Data provided =>
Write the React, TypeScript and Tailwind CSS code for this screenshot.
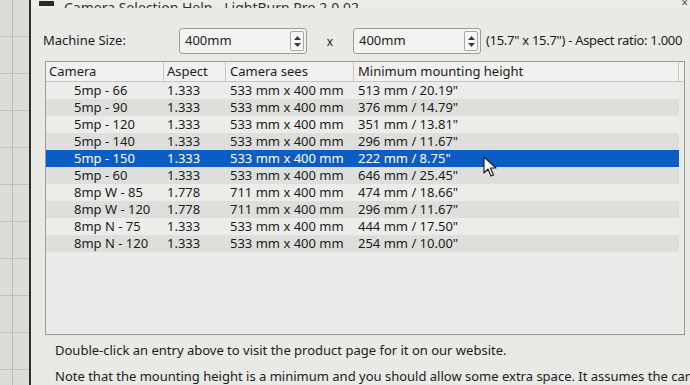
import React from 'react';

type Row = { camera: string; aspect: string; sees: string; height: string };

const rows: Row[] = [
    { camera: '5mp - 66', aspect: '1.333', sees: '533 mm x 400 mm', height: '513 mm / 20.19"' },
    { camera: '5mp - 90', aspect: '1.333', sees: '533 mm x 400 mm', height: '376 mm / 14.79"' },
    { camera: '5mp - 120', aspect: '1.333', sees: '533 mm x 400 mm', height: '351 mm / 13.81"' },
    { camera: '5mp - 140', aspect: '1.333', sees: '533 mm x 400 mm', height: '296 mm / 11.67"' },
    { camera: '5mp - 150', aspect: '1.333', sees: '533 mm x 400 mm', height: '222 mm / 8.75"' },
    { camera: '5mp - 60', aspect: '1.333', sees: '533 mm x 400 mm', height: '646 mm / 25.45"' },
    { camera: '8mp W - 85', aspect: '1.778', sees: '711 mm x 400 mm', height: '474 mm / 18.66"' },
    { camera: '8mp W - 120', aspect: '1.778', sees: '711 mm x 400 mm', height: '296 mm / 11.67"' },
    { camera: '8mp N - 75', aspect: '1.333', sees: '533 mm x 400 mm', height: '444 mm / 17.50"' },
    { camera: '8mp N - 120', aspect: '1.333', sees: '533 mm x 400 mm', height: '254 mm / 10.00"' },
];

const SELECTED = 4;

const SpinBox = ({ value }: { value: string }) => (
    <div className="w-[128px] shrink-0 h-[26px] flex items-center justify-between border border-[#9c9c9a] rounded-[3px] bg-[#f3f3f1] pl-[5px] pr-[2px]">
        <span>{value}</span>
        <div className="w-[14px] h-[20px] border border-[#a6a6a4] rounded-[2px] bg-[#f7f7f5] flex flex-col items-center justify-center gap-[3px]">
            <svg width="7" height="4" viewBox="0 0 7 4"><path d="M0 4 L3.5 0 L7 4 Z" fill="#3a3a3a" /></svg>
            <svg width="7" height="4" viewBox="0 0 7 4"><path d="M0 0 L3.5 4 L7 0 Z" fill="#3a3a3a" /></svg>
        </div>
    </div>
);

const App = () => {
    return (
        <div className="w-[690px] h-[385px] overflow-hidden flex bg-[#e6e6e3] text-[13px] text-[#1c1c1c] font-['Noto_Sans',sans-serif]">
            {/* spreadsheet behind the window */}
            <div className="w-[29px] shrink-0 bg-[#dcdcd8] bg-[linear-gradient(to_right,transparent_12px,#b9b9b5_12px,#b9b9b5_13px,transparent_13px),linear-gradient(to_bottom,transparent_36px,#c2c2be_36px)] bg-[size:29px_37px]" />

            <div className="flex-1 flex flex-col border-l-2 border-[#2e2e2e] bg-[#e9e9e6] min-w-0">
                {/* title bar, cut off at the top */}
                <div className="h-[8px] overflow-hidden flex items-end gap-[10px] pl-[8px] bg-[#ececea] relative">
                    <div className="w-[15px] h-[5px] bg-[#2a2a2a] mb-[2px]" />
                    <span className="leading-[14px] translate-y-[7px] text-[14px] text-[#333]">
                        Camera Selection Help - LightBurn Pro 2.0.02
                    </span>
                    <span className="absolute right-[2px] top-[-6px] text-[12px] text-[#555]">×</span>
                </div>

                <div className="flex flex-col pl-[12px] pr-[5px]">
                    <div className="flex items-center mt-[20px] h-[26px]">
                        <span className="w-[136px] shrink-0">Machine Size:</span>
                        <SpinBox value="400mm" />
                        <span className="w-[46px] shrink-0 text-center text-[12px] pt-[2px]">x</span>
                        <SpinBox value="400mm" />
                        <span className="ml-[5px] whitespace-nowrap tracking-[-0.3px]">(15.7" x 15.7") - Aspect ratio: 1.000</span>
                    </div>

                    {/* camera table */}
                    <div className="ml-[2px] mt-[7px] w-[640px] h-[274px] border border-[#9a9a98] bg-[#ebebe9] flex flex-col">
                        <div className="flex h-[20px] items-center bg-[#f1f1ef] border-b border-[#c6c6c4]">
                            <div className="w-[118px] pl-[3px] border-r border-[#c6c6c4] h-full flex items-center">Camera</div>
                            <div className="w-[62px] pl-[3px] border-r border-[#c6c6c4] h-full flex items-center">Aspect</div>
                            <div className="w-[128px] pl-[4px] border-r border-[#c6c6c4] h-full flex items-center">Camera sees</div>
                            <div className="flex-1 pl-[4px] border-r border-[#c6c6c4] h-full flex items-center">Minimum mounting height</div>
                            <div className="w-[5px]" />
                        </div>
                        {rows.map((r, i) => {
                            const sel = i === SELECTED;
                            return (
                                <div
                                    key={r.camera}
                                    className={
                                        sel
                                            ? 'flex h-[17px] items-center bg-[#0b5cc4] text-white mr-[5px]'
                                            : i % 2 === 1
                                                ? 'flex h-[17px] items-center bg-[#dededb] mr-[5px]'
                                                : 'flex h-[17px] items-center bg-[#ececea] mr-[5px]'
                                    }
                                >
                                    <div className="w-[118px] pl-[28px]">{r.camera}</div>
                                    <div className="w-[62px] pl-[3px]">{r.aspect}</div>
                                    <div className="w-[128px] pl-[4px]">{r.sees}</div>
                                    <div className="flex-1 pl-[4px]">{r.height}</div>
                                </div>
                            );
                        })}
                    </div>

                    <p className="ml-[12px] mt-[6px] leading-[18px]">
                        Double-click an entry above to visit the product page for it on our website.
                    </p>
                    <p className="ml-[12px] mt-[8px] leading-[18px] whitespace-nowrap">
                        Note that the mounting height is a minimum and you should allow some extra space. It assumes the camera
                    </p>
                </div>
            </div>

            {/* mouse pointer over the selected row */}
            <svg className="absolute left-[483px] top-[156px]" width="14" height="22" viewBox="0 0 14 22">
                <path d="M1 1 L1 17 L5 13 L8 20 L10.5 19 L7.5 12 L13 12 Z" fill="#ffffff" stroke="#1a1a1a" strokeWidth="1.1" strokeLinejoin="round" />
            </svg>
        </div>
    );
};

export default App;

Directions for this task => Reproduce the listing exactly. Leave its pictures out.

Reply =>
Write the React, TypeScript and Tailwind CSS code for this screenshot.
import React from 'react';

type Row = { camera: string; aspect: string; sees: string; height: string };

const rows: Row[] = [
    { camera: '5mp - 66', aspect: '1.333', sees: '533 mm x 400 mm', height: '513 mm / 20.19"' },
    { camera: '5mp - 90', aspect: '1.333', sees: '533 mm x 400 mm', height: '376 mm / 14.79"' },
    { camera: '5mp - 120', aspect: '1.333', sees: '533 mm x 400 mm', height: '351 mm / 13.81"' },
    { camera: '5mp - 140', aspect: '1.333', sees: '533 mm x 400 mm', height: '296 mm / 11.67"' },
    { camera: '5mp - 150', aspect: '1.333', sees: '533 mm x 400 mm', height: '222 mm / 8.75"' },
    { camera: '5mp - 60', aspect: '1.333', sees: '533 mm x 400 mm', height: '646 mm / 25.45"' },
    { camera: '8mp W - 85', aspect: '1.778', sees: '711 mm x 400 mm', height: '474 mm / 18.66"' },
    { camera: '8mp W - 120', aspect: '1.778', sees: '711 mm x 400 mm', height: '296 mm / 11.67"' },
    { camera: '8mp N - 75', aspect: '1.333', sees: '533 mm x 400 mm', height: '444 mm / 17.50"' },
    { camera: '8mp N - 120', aspect: '1.333', sees: '533 mm x 400 mm', height: '254 mm / 10.00"' },
];

const SELECTED = 4;

const SpinBox = ({ value }: { value: string }) => (
    <div className="w-[128px] shrink-0 h-[26px] flex items-center justify-between border border-[#9c9c9a] rounded-[3px] bg-[#f3f3f1] pl-[5px] pr-[2px]">
        <span>{value}</span>
        <div className="w-[14px] h-[20px] border border-[#a6a6a4] rounded-[2px] bg-[#f7f7f5] flex flex-col items-center justify-center gap-[3px]">
            <svg width="7" height="4" viewBox="0 0 7 4"><path d="M0 4 L3.5 0 L7 4 Z" fill="#3a3a3a" /></svg>
            <svg width="7" height="4" viewBox="0 0 7 4"><path d="M0 0 L3.5 4 L7 0 Z" fill="#3a3a3a" /></svg>
        </div>
    </div>
);

const App = () => {
    return (
        <div className="w-[690px] h-[385px] overflow-hidden flex bg-[#e6e6e3] text-[13px] text-[#1c1c1c] font-['Noto_Sans',sans-serif]">
            {/* spreadsheet behind the window */}
            <div className="w-[29px] shrink-0 bg-[#dcdcd8] bg-[linear-gradient(to_right,transparent_12px,#b9b9b5_12px,#b9b9b5_13px,transparent_13px),linear-gradient(to_bottom,transparent_36px,#c2c2be_36px)] bg-[size:29px_37px]" />

            <div className="flex-1 flex flex-col border-l-2 border-[#2e2e2e] bg-[#e9e9e6] min-w-0">
                {/* title bar, cut off at the top */}
                <div className="h-[8px] overflow-hidden flex items-end gap-[10px] pl-[8px] bg-[#ececea] relative">
                    <div className="w-[15px] h-[5px] bg-[#2a2a2a] mb-[2px]" />
                    <span className="leading-[14px] translate-y-[7px] text-[14px] text-[#333]">
                        Camera Selection Help - LightBurn Pro 2.0.02
                    </span>
                    <span className="absolute right-[2px] top-[-6px] text-[12px] text-[#555]">×</span>
                </div>

                <div className="flex flex-col pl-[12px] pr-[5px]">
                    <div className="flex items-center mt-[20px] h-[26px]">
                        <span className="w-[136px] shrink-0">Machine Size:</span>
                        <SpinBox value="400mm" />
                        <span className="w-[46px] shrink-0 text-center text-[12px] pt-[2px]">x</span>
                        <SpinBox value="400mm" />
                        <span className="ml-[5px] whitespace-nowrap tracking-[-0.3px]">(15.7" x 15.7") - Aspect ratio: 1.000</span>
                    </div>

                    {/* camera table */}
                    <div className="ml-[2px] mt-[7px] w-[640px] h-[274px] border border-[#9a9a98] bg-[#ebebe9] flex flex-col">
                        <div className="flex h-[20px] items-center bg-[#f1f1ef] border-b border-[#c6c6c4]">
                            <div className="w-[118px] pl-[3px] border-r border-[#c6c6c4] h-full flex items-center">Camera</div>
                            <div className="w-[62px] pl-[3px] border-r border-[#c6c6c4] h-full flex items-center">Aspect</div>
                            <div className="w-[128px] pl-[4px] border-r border-[#c6c6c4] h-full flex items-center">Camera sees</div>
                            <div className="flex-1 pl-[4px] border-r border-[#c6c6c4] h-full flex items-center">Minimum mounting height</div>
                            <div className="w-[5px]" />
                        </div>
                        {rows.map((r, i) => {
                            const sel = i === SELECTED;
                            return (
                                <div
                                    key={r.camera}
                                    className={
                                        sel
                                            ? 'flex h-[17px] items-center bg-[#0b5cc4] text-white mr-[5px]'
                                            : i % 2 === 1
                                                ? 'flex h-[17px] items-center bg-[#dededb] mr-[5px]'
                                                : 'flex h-[17px] items-center bg-[#ececea] mr-[5px]'
                                    }
                                >
                                    <div className="w-[118px] pl-[28px]">{r.camera}</div>
                                    <div className="w-[62px] pl-[3px]">{r.aspect}</div>
                                    <div className="w-[128px] pl-[4px]">{r.sees}</div>
                                    <div className="flex-1 pl-[4px]">{r.height}</div>
                                </div>
                            );
                        })}
                    </div>

                    <p className="ml-[12px] mt-[6px] leading-[18px]">
                        Double-click an entry above to visit the product page for it on our website.
                    </p>
                    <p className="ml-[12px] mt-[8px] leading-[18px] whitespace-nowrap">
                        Note that the mounting height is a minimum and you should allow some extra space. It assumes the camera
                    </p>
                </div>
            </div>

            {/* mouse pointer over the selected row */}
            <svg className="absolute left-[483px] top-[156px]" width="14" height="22" viewBox="0 0 14 22">
                <path d="M1 1 L1 17 L5 13 L8 20 L10.5 19 L7.5 12 L13 12 Z" fill="#ffffff" stroke="#1a1a1a" strokeWidth="1.1" strokeLinejoin="round" />
            </svg>
        </div>
    );
};

export default App;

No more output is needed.